Take care my friend.


----------



## rayking49 (Nov 6, 2011)

Thanks Dom. They sent me home cause they really couldn't do anything where the bones are, the bottom of the spine. They are three little "wings" from one of the discs.
So they will have to heal on their own. All it will take is time. Yeah I'm anxious to get back on that table, and my wife is threatening me if I do. lol 
So it'll be a few days. Thanks buddy, and take care.


----------



## Dominick (May 2, 2011)

rayking49 said:


> Thanks Dom. They sent me home cause they really couldn't do anything where the bones are, the bottom of the spine. They are three little "wings" from one of the discs.
> So they will have to heal on their own. All it will take is time. Yeah I'm anxious to get back on that table, and my wife is threatening me if I do. lol
> So it'll be a few days. Thanks buddy, and take care.


I'm still shocked they sent you home. I thought you would be in intensive care? I guess they do things differently down in MS. Lol
Take it easy and keep us posted.


----------



## DaveTTC (May 25, 2012)

WOW wasn't expecting that, came on by to check out progress. Progress all right, not in the direction you want. Well hope your progress is good from here on end and for the woman as well. 

Take care

Dave The Turning Cowboy


----------



## firemedic (Dec 26, 2010)

Ray, sorry to hear it buddy. Wha'd ya fracture, your coccyx?... They give ya a lil inner tube? 

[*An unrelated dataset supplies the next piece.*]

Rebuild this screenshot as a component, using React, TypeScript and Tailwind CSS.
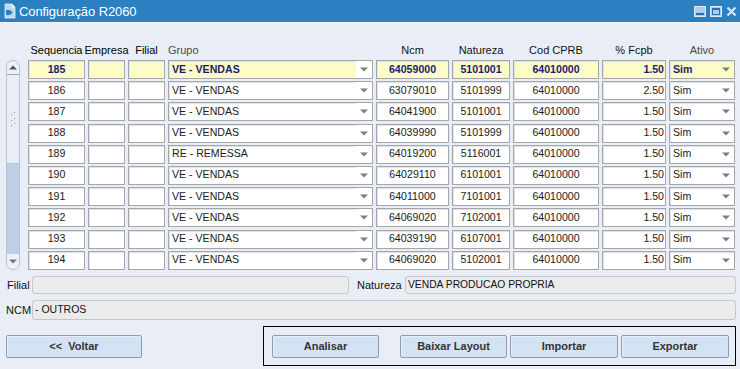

Hope ya have a speedy recovery!


----------



## rayking49 (Nov 6, 2011)

Didn't call it by name. Said it was at bottom of spine "sheltered" by pelvic bone, and muscle so they won't move around. So they sent me home with lortabs.


----------



## rayking49 (Nov 6, 2011)

I think my right big toe hurts more right now, I guess I was trying to push the brake when it hit, and it got good and jammed.


----------



## DaveTTC (May 25, 2012)

Guess we'll being seeing a few more posts from you while your wife has you layer up, least you can still come on line 

You came to before you hit I take it

Dave The Turning Cowboy


----------



## Paul W Gillespie (Jul 7, 2011)

Ray, I am sorry to hear of your accident. Hopefully you heal quickly and 100%. I had just noticed your build thread and was catching up. Was loving all the pictures, you know me and pictures, as well as super long build threads. Table looks great, car not so much. Get better soon and get back in the shop, but don't rush it.


----------



## rayking49 (Nov 6, 2011)

DaveTTC said:


> Guess we'll being seeing a few more posts from you while your wife has you layer up, least you can still come on line
> 
> You came to before you hit I take it
> 
> Dave The Turning Cowboy


Yeah, I can bet that might be right. If I can keep this phone charged. lol


----------



## rayking49 (Nov 6, 2011)

Thanks Paul. I hope it won't take too long.


----------



## rayking49 (Nov 6, 2011)

All right! Thanks be to God I've finally made it back to the shop. I only lasted 3 hours, but it was so good just to be there. I measured off of the tenons on the stretchers to mark the mortise locations. 

















































Then I drilled out all 4 mortises on top of the base. 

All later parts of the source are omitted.